Not until I've finished relieving myself. These trousers show off the embarrassing damp patch far too well.
Embarrassing? What's that?
Was/is it hard to accept being 50? 40 was terrible, when I turn 50 I'll either have to laugh to keep from crying or jump in front of a truck.
I hit 50 two years ago and it didn't really bother me. I always think getting old is better than the alternative. Some of my friends never made it.
Nope, not hard at all. But then I had no problems with hitting 40.
TBH, the hardest was 20. After that, it's all been a breeze.
Nah. I'm 56 and I'm boozing & schmoozing, artfagging and fornicating with aplomb. With two plombs, actually.
One of the most positive changes since my forties has been that I give less of a fuck about anything with every passing year. Greyhair & I have completely changed the direction of our work; I bought a mountain bike & take great pleasure in careering down a bridleway on the verge of being completely out of control. I go to the park & bounce about on Poweriser stilts or fly my quadcopter. I recently bought £200 of booze to fill a cocktail cabinet. I wear what the hell I want and say what the hell I want, in private or on public platforms.

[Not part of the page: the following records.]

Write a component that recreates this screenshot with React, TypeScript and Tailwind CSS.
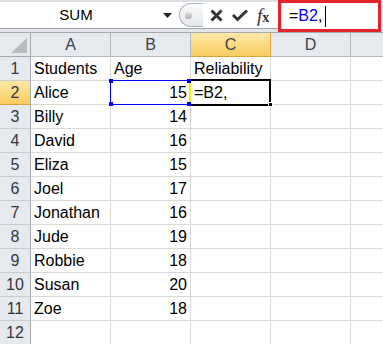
import React from "react";

const data: [string, string | number, string][] = [
  ["Students", "Age", "Reliability"],
  ["Alice", 15, ""],
  ["Billy", 14, ""],
  ["David", 16, ""],
  ["Eliza", 15, ""],
  ["Joel", 17, ""],
  ["Jonathan", 16, ""],
  ["Jude", 19, ""],
  ["Robbie", 18, ""],
  ["Susan", 20, ""],
  ["Zoe", 18, ""],
  ["", "", ""],
];

const cols = ["A", "B", "C", "D"];

function Toolbar() {
  return (
    <div className="flex h-[32px] items-start bg-[#e3e6ea]">
      <div className="flex h-[29px] w-[179px] items-center border-t-2 border-b border-t-[#dcdfe3] border-b-[#9ea2a7] bg-white">
        <div className="w-[152px] pt-px text-center text-[15px] text-black">SUM</div>
        <svg width="9" height="5" viewBox="0 0 9 5" className="ml-[11px]">
          <path d="M0 0 H9 L4.5 5 Z" fill="#222" />
        </svg>
      </div>
      <div className="flex h-[29px] w-[99px] items-center border-t-2 border-b border-t-[#dcdfe3] border-b-[#9ea2a7] bg-white">
        <div className="flex h-[24px] w-[24px] items-center rounded-l-full border border-r-0 border-[#aeb2b7] bg-gradient-to-b from-[#fafbfc] to-[#e3e6ea] pl-[5px]">
          <div className="h-[7px] w-[7px] rounded-full bg-gradient-to-b from-[#e8e8e8] to-[#a9a9a9]" />
        </div>
        <svg width="13" height="13" viewBox="0 0 13 13" className="ml-[7px]">
          <path d="M1.5 1.5 L11.5 11.5 M11.5 1.5 L1.5 11.5" stroke="#333" strokeWidth="3" strokeLinecap="butt" />
        </svg>
        <svg width="16" height="13" viewBox="0 0 16 13" className="ml-[9px]">
          <path d="M1 6 L5.5 10.5 L15 1.5" stroke="#333" strokeWidth="3" fill="none" />
        </svg>
        <span className="ml-[9px] font-['Liberation_Serif',serif] text-[19px] italic leading-none text-[#333]">
          f<span className="text-[14px] font-bold not-italic">x</span>
        </span>
      </div>
      <div className="mr-[2px] flex h-[32px] flex-1 items-center border-[3px] border-[#e8222b] bg-white pl-[8px]">
        <span className="text-[16px] text-black">
          =<span className="text-[#0000ff]">B2</span>,
        </span>
        <span className="ml-[3px] h-[21px] w-px bg-black" />
      </div>
    </div>
  );
}

export default function App() {
  return (
    <div className="h-[344px] w-[383px] overflow-hidden bg-white font-['Liberation_Sans',Arial,sans-serif]">
      <Toolbar />
      <div className="grid grid-cols-[31px_80px_80px_80px_80px_1fr] border-t border-[#a5a9ae]">
        <div className="relative h-[24px] border-r border-b border-[#a5a9ae] bg-[#e6e9ed]">
          <svg width="16" height="15" viewBox="0 0 16 15" className="absolute left-[11px] top-[5px]">
            <path d="M16 0 L16 15 L0 15 Z" fill="#b9bdc1" />
          </svg>
        </div>
        {cols.map((c) => (
          <div
            key={c}
            className={
              c === "C"
                ? "flex h-[24px] items-center justify-center border-r border-b border-r-[#e3a94a] border-b-[#d9a03d] bg-gradient-to-b from-[#fde7a6] to-[#f8cc5c] pt-px text-[16px] text-[#3b3f48]"
                : "flex h-[24px] items-center justify-center border-r border-b border-[#b3b7bc] bg-[#e6e9ed] pt-px text-[16px] text-[#3b4351]"
            }
          >
            {c}
          </div>
        ))}
        <div className="h-[24px] border-b border-[#b3b7bc] bg-[#e6e9ed]" />

        {data.map((row, i) => {
          const r = i + 1;
          const sel = r === 2;
          return (
            <React.Fragment key={r}>
              <div
                className={
                  sel
                    ? "flex h-[24px] items-center justify-center border-r border-b border-r-[#a5a9ae] border-b-[#d9a03d] bg-gradient-to-b from-[#fde7a6] to-[#f8cc5c] pt-px text-[16px] text-[#33363d]"
                    : "flex h-[24px] items-center justify-center border-r border-b border-r-[#a5a9ae] border-b-[#c8cbcf] bg-[#e6e9ed] pt-px text-[16px] text-[#33363d]"
                }
              >
                {r}
              </div>
              <div className="flex h-[24px] items-center border-r border-b border-[#d9d9d9] pl-[3px] pt-px text-[16px] text-black">
                {row[0]}
              </div>
              <div
                className={
                  "relative flex h-[24px] items-center border-r border-b border-[#d9d9d9] pt-px text-[16px] text-black " +
                  (typeof row[1] === "number" ? "justify-end pr-[3px]" : "pl-[3px]")
                }
              >
                {row[1]}
                {sel && (
                  <>
                    <div className="absolute -left-px -top-px h-[25px] w-[80px] border border-[#0000ff]" />
                    <div className="absolute -left-[2px] -top-[2px] z-20 h-[4px] w-[4px] bg-[#0000ff]" />
                    <div className="absolute -left-[2px] top-[21px] z-20 h-[4px] w-[4px] bg-[#0000ff]" />
                    <div className="absolute left-[76px] -top-[2px] z-20 h-[4px] w-[4px] bg-[#0000ff]" />
                    <div className="absolute left-[76px] top-[21px] z-20 h-[4px] w-[4px] bg-[#0000ff]" />
                  </>
                )}
              </div>
              <div className="relative flex h-[24px] items-center border-r border-b border-[#d9d9d9] pl-[3px] pt-px text-[16px] text-black">
                {sel ? "=B2," : row[2]}
                {sel && (
                  <>
                    <div className="absolute -left-[2px] -top-[2px] z-10 h-[27px] w-[82px] border-2 border-black border-l-[#f2f200]" />
                    <div className="absolute left-[77px] top-[21px] z-10 h-[5px] w-[5px] border border-white bg-black" />
                  </>
                )}
              </div>
              <div className="h-[24px] border-r border-b border-[#d9d9d9]" />
              <div className="h-[24px] border-b border-[#d9d9d9]" />
            </React.Fragment>
          );
        })}
      </div>
    </div>
  );
}
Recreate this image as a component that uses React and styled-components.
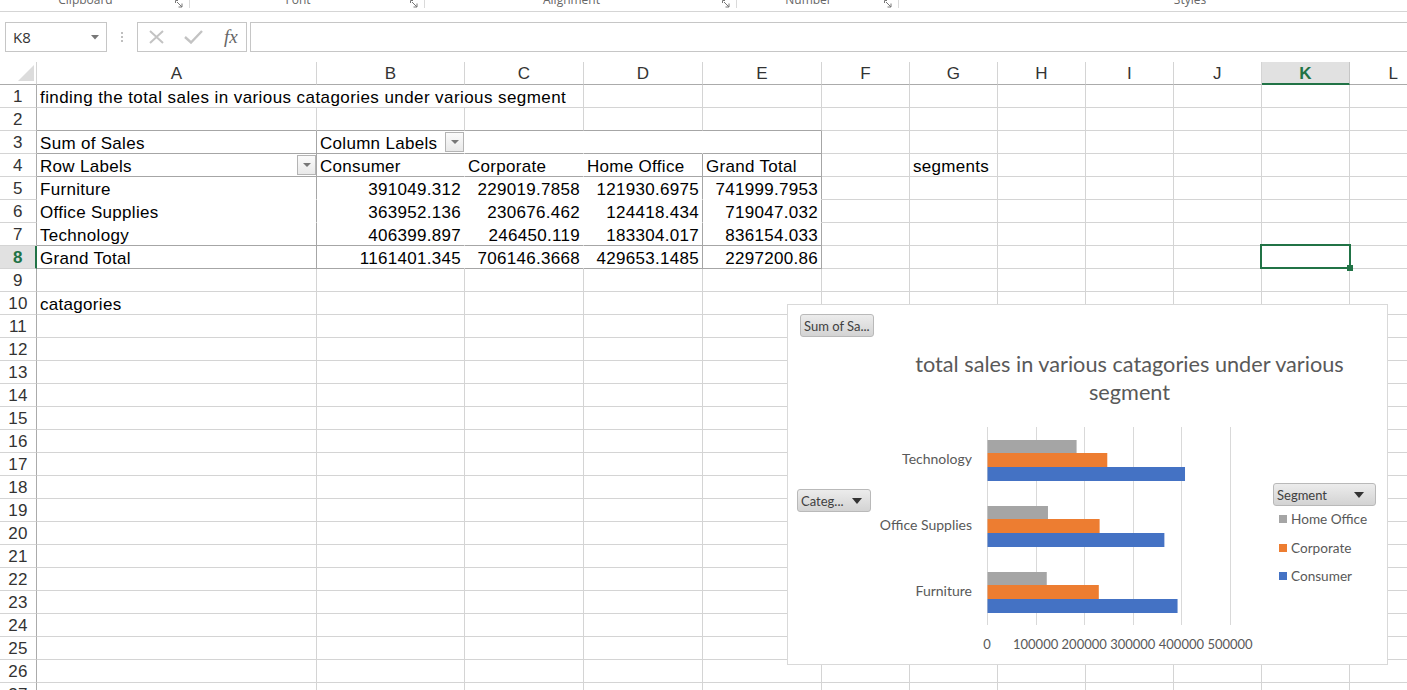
import React from 'react';
import styled, { createGlobalStyle } from 'styled-components';

const GRID = '#d4d4d4';
const PIVOT = '#a6a6a6';
const GREEN = '#217346';
const CHART_TEXT = '#595959';

const GlobalStyle = createGlobalStyle`
  html, body {
    margin: 0;
    padding: 0;
    background: #fff;
    overflow: hidden;
  }
  body {
    font-family: "Liberation Sans", Arial, sans-serif;
  }
`;

const Page = styled.div`
  position: relative;
  width: 1407px;
  height: 690px;
  overflow: hidden;
  background: #fff;
`;

// ---------- ribbon strip ----------
const Ribbon = styled.div`
  display: flex;
  height: 11px;
  border-bottom: 1px solid #d5d5d5;
  overflow: hidden;
`;

const RibbonGroup = styled.div`
  flex: 0 0 ${p => p.$w}px;
  height: 8px;
  display: flex;
  align-items: flex-start;
  border-right: ${p => (p.$last ? 'none' : '1px solid #dadada')};
`;

const GroupLabel = styled.div`
  flex: 1;
  text-align: center;
  margin-top: -8px;
  font-family: "Open Sans", sans-serif;
  font-size: 12px;
  line-height: 16px;
  color: #666;
`;

const Launcher = styled.svg`
  flex: 0 0 8px;
  height: 8px;
  margin: 0 6px 0 4px;
`;

// ---------- formula bar ----------
const FormulaBar = styled.div`
  display: flex;
  align-items: center;
  height: 30px;
  margin: 10px 0;
  padding-left: 5px;
`;

const NameBox = styled.div`
  box-sizing: border-box;
  width: 102px;
  height: 30px;
  border: 1px solid #c6c6c6;
  display: flex;
  align-items: center;
  justify-content: space-between;
  padding: 0 7px 0 7px;
  font-family: "Open Sans", sans-serif;
  font-size: 15px;
  color: #333;
`;

const Grip = styled.svg`
  width: 4px;
  height: 12px;
  margin: 0 13px;
`;

const FxBox = styled.div`
  box-sizing: border-box;
  width: 110px;
  height: 30px;
  border: 1px solid #c6c6c6;
  display: flex;
  align-items: center;
  padding-left: 11px;
  gap: 20px;
`;

const Fx = styled.span`
  font-family: "Liberation Serif", serif;
  font-style: italic;
  font-size: 19px;
  color: #666;
  margin-left: 1px;
`;

const FormulaInput = styled.div`
  box-sizing: border-box;
  flex: 1;
  height: 30px;
  margin-left: 3px;
  border: 1px solid #c6c6c6;
  border-right: none;
`;

// ---------- sheet ----------
const COLS = [
  { key: 'A', w: 280 },
  { key: 'B', w: 148 },
  { key: 'C', w: 119 },
  { key: 'D', w: 119 },
  { key: 'E', w: 119 },
  { key: 'F', w: 88 },
  { key: 'G', w: 88 },
  { key: 'H', w: 88 },
  { key: 'I', w: 88 },
  { key: 'J', w: 88 },
  { key: 'K', w: 88 },
  { key: 'L', w: 88 },
];

const Sheet = styled.div`
  display: grid;
  grid-template-columns: 37px 280px 148px 119px 119px 119px repeat(7, 88px);
  grid-auto-rows: 23px;
  font-size: 17px;
  letter-spacing: 0.3px;
`;

const Corner = styled.div`
  box-sizing: border-box;
  border-right: 1px solid ${GRID};
  border-bottom: 1px solid #ababab;
  display: flex;
  align-items: flex-end;
  justify-content: flex-end;
  padding: 0 2px 3px 0;
`;

const ColHead = styled.div`
  box-sizing: border-box;
  display: flex;
  align-items: center;
  justify-content: center;
  padding-top: 2px;
  border-right: 1px solid ${p => (p.$active ? '#c6c6c6' : GRID)};
  border-bottom: ${p => (p.$active ? `2px solid ${GREEN}` : '1px solid #ababab')};
  background: ${p => (p.$active ? '#e1e1e1' : '#fff')};
  color: ${p => (p.$active ? GREEN : '#333')};
  font-weight: ${p => (p.$active ? 700 : 400)};
`;

const RowHead = styled.div`
  box-sizing: border-box;
  display: flex;
  align-items: center;
  justify-content: center;
  padding-top: 2px;
  border-bottom: 1px solid ${GRID};
  border-right: ${p => (p.$active ? `2px solid ${GREEN}` : '1px solid #ababab')};
  background: ${p => (p.$active ? '#e1e1e1' : '#fff')};
  color: ${p => (p.$active ? GREEN : '#333')};
  font-weight: ${p => (p.$active ? 700 : 400)};
  padding-left: ${p => (p.$active ? '1px' : '0')};
`;

const Cell = styled.div`
  position: relative;
  box-sizing: border-box;
  display: flex;
  align-items: center;
  justify-content: ${p => (p.$align === 'right' ? 'flex-end' : 'space-between')};
  padding: 0 ${p => (p.$flush ? 0 : 3)}px 0 3px;
  grid-column: ${p => (p.$span ? `span ${p.$span}` : 'auto')};
  border-right: 1px solid ${p => p.$br || GRID};
  border-bottom: 1px solid ${p => p.$bb || GRID};
  background: #fff;
  color: #000;
  line-height: 22px;
  white-space: nowrap;
  letter-spacing: ${p => (p.$wide ? '0.42px' : '0.3px')};
`;

const CellText = styled.span`
  padding-top: 3px;
`;

const PivotDrop = styled.div`
  box-sizing: border-box;
  width: 19px;
  height: 20px;
  border: 1px solid #b4b4b4;
  background: linear-gradient(#fbfbfb, #e9e9e9);
  display: flex;
  align-items: center;
  justify-content: center;
  &::after {
    content: '';
    border-left: 4px solid transparent;
    border-right: 4px solid transparent;
    border-top: 4px solid #777;
  }
`;

const Selection = styled.div`
  position: absolute;
  top: -2px;
  left: -2px;
  right: -2px;
  bottom: -1px;
  border: 2px solid ${GREEN};
  z-index: 3;
  &::after {
    content: '';
    position: absolute;
    right: -4px;
    bottom: -4px;
    width: 6px;
    height: 6px;
    background: ${GREEN};
  }
`;

// ---------- chart ----------
const Chart = styled.div`
  position: absolute;
  left: 787px;
  top: 304px;
  width: 601px;
  height: 361px;
  box-sizing: border-box;
  border: 1px solid #d9d9d9;
  background: #fff;
  z-index: 4;
  display: flex;
  flex-direction: column;
  font-family: Lato, "Open Sans", sans-serif;
`;

const FieldButton = styled.div`
  box-sizing: border-box;
  width: ${p => p.$w}px;
  height: ${p => p.$h || 23}px;
  margin: ${p => p.$m};
  border: 1px solid #b9b9b9;
  border-radius: 3px;
  background: linear-gradient(#ececec, #d3d3d3);
  display: flex;
  align-items: center;
  justify-content: space-between;
  padding: 0 ${p => p.$pr || 4}px 0 3px;
  font-size: 13px;
  color: #404040;
  white-space: nowrap;
  overflow: hidden;
`;

const DownTri = styled.span`
  width: 0;
  height: 0;
  border-left: 5px solid transparent;
  border-right: 5px solid transparent;
  border-top: 6px solid #333;
`;

const Title = styled.div`
  margin-top: 13px;
  padding-left: 84px;
  text-align: center;
  font-size: 21.7px;
  line-height: 28px;
  color: ${CHART_TEXT};
  white-space: nowrap;
`;

const ChartBody = styled.div`
  flex: 1;
  display: flex;
`;

const CategSlot = styled.div`
  flex: 0 0 87px;
`;

const Plot = styled.svg`
  flex: 0 0 387px;
  height: 257px;
  font-family: Lato, "Open Sans", sans-serif;
`;

const Legend = styled.div`
  margin-left: 11px;
  padding-top: 77px;
  display: flex;
  flex-direction: column;
`;

const LegendItem = styled.div`
  display: flex;
  align-items: center;
  gap: 4px;
  height: 28.5px;
  margin-top: ${p => (p.$first ? '-1px' : '0')};
  padding-left: 6px;
  font-size: 13.6px;
  color: ${CHART_TEXT};
`;

const Swatch = styled.span`
  width: 8px;
  height: 8px;
  background: ${p => p.$c};
`;

const SERIES = [
  { name: 'Home Office', color: '#a5a5a5' },
  { name: 'Corporate', color: '#ed7d31' },
  { name: 'Consumer', color: '#4472c4' },
];

const DATA = [
  { cat: 'Technology', v: [183304.017, 246450.119, 406399.897] },
  { cat: 'Office Supplies', v: [124418.434, 230676.462, 363952.136] },
  { cat: 'Furniture', v: [121930.6975, 229019.7858, 391049.312] },
];

const X0 = 112;
const SCALE = 243 / 500000;

const BarPlot = () => (
  <Plot viewBox="0 0 387 257">
    {[0, 1, 2, 3, 4, 5].map(i => {
      const x = Math.round(X0 + i * 100000 * SCALE) + 0.5;
      return <line key={i} x1={x} x2={x} y1={21} y2={219} stroke="#d9d9d9" strokeWidth="1" />;
    })}
    {DATA.map((d, j) => {
      const top = 34 + j * 66;
      const ys = [top, top + 13, top + 27];
      const hs = [13, 14, 14];
      return (
        <g key={d.cat}>
          {d.v.map((v, k) => (
            <rect key={k} x={X0 + 0.5} y={ys[k]} width={v * SCALE} height={hs[k]} fill={SERIES[k].color} />
          ))}
          <text x={97} y={top + 18} textAnchor="end" dominantBaseline="central" fontSize="14" fill={CHART_TEXT}>
            {d.cat}
          </text>
        </g>
      );
    })}
    {[0, 100000, 200000, 300000, 400000, 500000].map(v => (
      <text
        key={v}
        x={X0 + v * SCALE}
        y={238}
        textAnchor="middle"
        dominantBaseline="central"
        fontSize="13"
        fill={CHART_TEXT}
      >
        {v}
      </text>
    ))}
  </Plot>
);

// ---------- cell contents ----------
const numbers = {
  5: ['Furniture', '391049.312', '229019.7858', '121930.6975', '741999.7953'],
  6: ['Office Supplies', '363952.136', '230676.462', '124418.434', '719047.032'],
  7: ['Technology', '406399.897', '246450.119', '183304.017', '836154.033'],
  8: ['Grand Total', '1161401.345', '706146.3668', '429653.1485', '2297200.86'],
};

const pivotBorders = (r, c) => {
  if (c > 4 || r < 2 || r > 8) return {};
  const bb = [2, 3, 4, 7, 8].includes(r) ? PIVOT : '#fff';
  if (r === 2) return { bb };
  let br = '#fff';
  if (c === 0 || c === 4) br = PIVOT;
  if (c === 3 && r >= 4) br = PIVOT;
  return { bb, br };
};

const renderCell = (r, c) => {
  const key = `${r}-${c}`;
  const b = pivotBorders(r, c);
  const common = { key, $bb: b.bb, $br: b.br };

  if (r === 1) {
    if (c === 0)
      return (
        <Cell {...common} $span={3} $wide>
          <CellText>finding the total sales in various catagories under various segment</CellText>
        </Cell>
      );
    if (c < 3) return null;
  }
  if (r === 3 && c === 0)
    return (
      <Cell {...common}>
        <CellText>Sum of Sales</CellText>
      </Cell>
    );
  if (r === 3 && c === 1)
    return (
      <Cell {...common} $flush>
        <CellText>Column Labels</CellText>
        <PivotDrop />
      </Cell>
    );
  if (r === 4) {
    if (c === 0)
      return (
        <Cell {...common} $flush>
          <CellText>Row Labels</CellText>
          <PivotDrop />
        </Cell>
      );
    const heads = { 1: 'Consumer', 2: 'Corporate', 3: 'Home Office', 4: 'Grand Total', 6: 'segments' };
    if (heads[c])
      return (
        <Cell {...common}>
          <CellText>{heads[c]}</CellText>
        </Cell>
      );
  }
  if (numbers[r] && c <= 4) {
    return (
      <Cell {...common} $align={c === 0 ? 'left' : 'right'}>
        <CellText>{numbers[r][c]}</CellText>
      </Cell>
    );
  }
  if (r === 8 && c === 10)
    return (
      <Cell {...common}>
        <Selection />
      </Cell>
    );
  if (r === 10 && c === 0)
    return (
      <Cell {...common}>
        <CellText>catagories</CellText>
      </Cell>
    );
  return <Cell {...common} />;
};

const RIBBON = [
  { label: 'Clipboard', w: 189 },
  { label: 'Font', w: 234 },
  { label: 'Alignment', w: 311 },
  { label: 'Number', w: 161 },
  { label: 'Styles', w: 582, last: true },
];

const App = () => {
  const rows = Array.from({ length: 27 }, (_, i) => i + 1);
  return (
    <Page>
      <GlobalStyle />
      <Ribbon>
        {RIBBON.map(g => (
          <RibbonGroup key={g.label} $w={g.w} $last={g.last}>
            <GroupLabel>{g.label}</GroupLabel>
            {!g.last && (
              <Launcher viewBox="0 0 8 8">
                <path d="M0.5 3V0.5H3" fill="none" stroke="#777" />
                <path d="M2 2L7 7M7 3.5V7H3.5" fill="none" stroke="#777" />
              </Launcher>
            )}
          </RibbonGroup>
        ))}
      </Ribbon>

      <FormulaBar>
        <NameBox>
          K8
          <svg width="8" height="5" viewBox="0 0 8 5">
            <path d="M0 0H8L4 4.5Z" fill="#777" />
          </svg>
        </NameBox>
        <Grip viewBox="0 0 4 12">
          <circle cx="2" cy="2" r="1" fill="#aaa" />
          <circle cx="2" cy="6" r="1" fill="#aaa" />
          <circle cx="2" cy="10" r="1" fill="#aaa" />
        </Grip>
        <FxBox>
          <svg width="15" height="14" viewBox="0 0 15 14">
            <path d="M1 1L14 13M14 1L1 13" stroke="#c3c3c3" strokeWidth="2" fill="none" />
          </svg>
          <svg width="19" height="14" viewBox="0 0 19 14">
            <path d="M1 7L7 12.5L18 1" stroke="#c3c3c3" strokeWidth="2.4" fill="none" />
          </svg>
          <Fx>fx</Fx>
        </FxBox>
        <FormulaInput />
      </FormulaBar>

      <Sheet>
        <Corner>
          <svg width="16" height="16" viewBox="0 0 16 16">
            <path d="M16 0V16H0Z" fill="#dcdcdc" />
          </svg>
        </Corner>
        {COLS.map(c => (
          <ColHead key={c.key} $active={c.key === 'K'}>
            {c.key}
          </ColHead>
        ))}
        {rows.map(r => (
          <React.Fragment key={r}>
            <RowHead $active={r === 8}>{r}</RowHead>
            {COLS.map((_, c) => renderCell(r, c))}
          </React.Fragment>
        ))}
      </Sheet>

      <Chart>
        <FieldButton $w={74} $m="9px 0 0 12px">
          Sum of Sa...
        </FieldButton>
        <Title>
          total sales in various catagories under various
          <br />
          segment
        </Title>
        <ChartBody>
          <CategSlot>
            <FieldButton $w={74} $m="83px 0 0 9px" $pr={8}>
              Categ...
              <DownTri />
            </FieldButton>
          </CategSlot>
          <BarPlot />
          <Legend>
            <FieldButton $w={103} $m="0" $pr={11}>
              Segment
              <DownTri />
            </FieldButton>
            {SERIES.map((s, i) => (
              <LegendItem key={s.name} $first={i === 0}>
                <Swatch $c={s.color} />
                {s.name}
              </LegendItem>
            ))}
          </Legend>
        </ChartBody>
      </Chart>
    </Page>
  );
};

export default App;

Mid-life crisis? Whether I go by my death date tattoo or the sheer abuse I rain upon my body, I must be well over mid-way, and it certainly doesn't feel like a crisis; just liberation.
You are all an inspiration! I hope I can approach 50 like that, but I doubt it. 40 was hard and every passing year just pisses me off more. By the time 50 rolls around I'll be screaming at kids on my lawn and mumbling to myself!
I hit 58 back on June 21 (Thanks for the cards y'all) and I still feel as young as ever, apart from the tiredness, and arthritis. Oh, and the poor memory and awful existential doubt. Then there's the realisation that now I really never will sleep with Kate that I was in love with from 11, and that when I look at a pretty 25 year old now I come over as some kind of Jimmy Savile. I can overlook the 'senior' colleagues 20 years younger than me who patronisingly compliment my work in the 'database space', because, what the hell? I get to retire soon. Other than that it's pretty good really.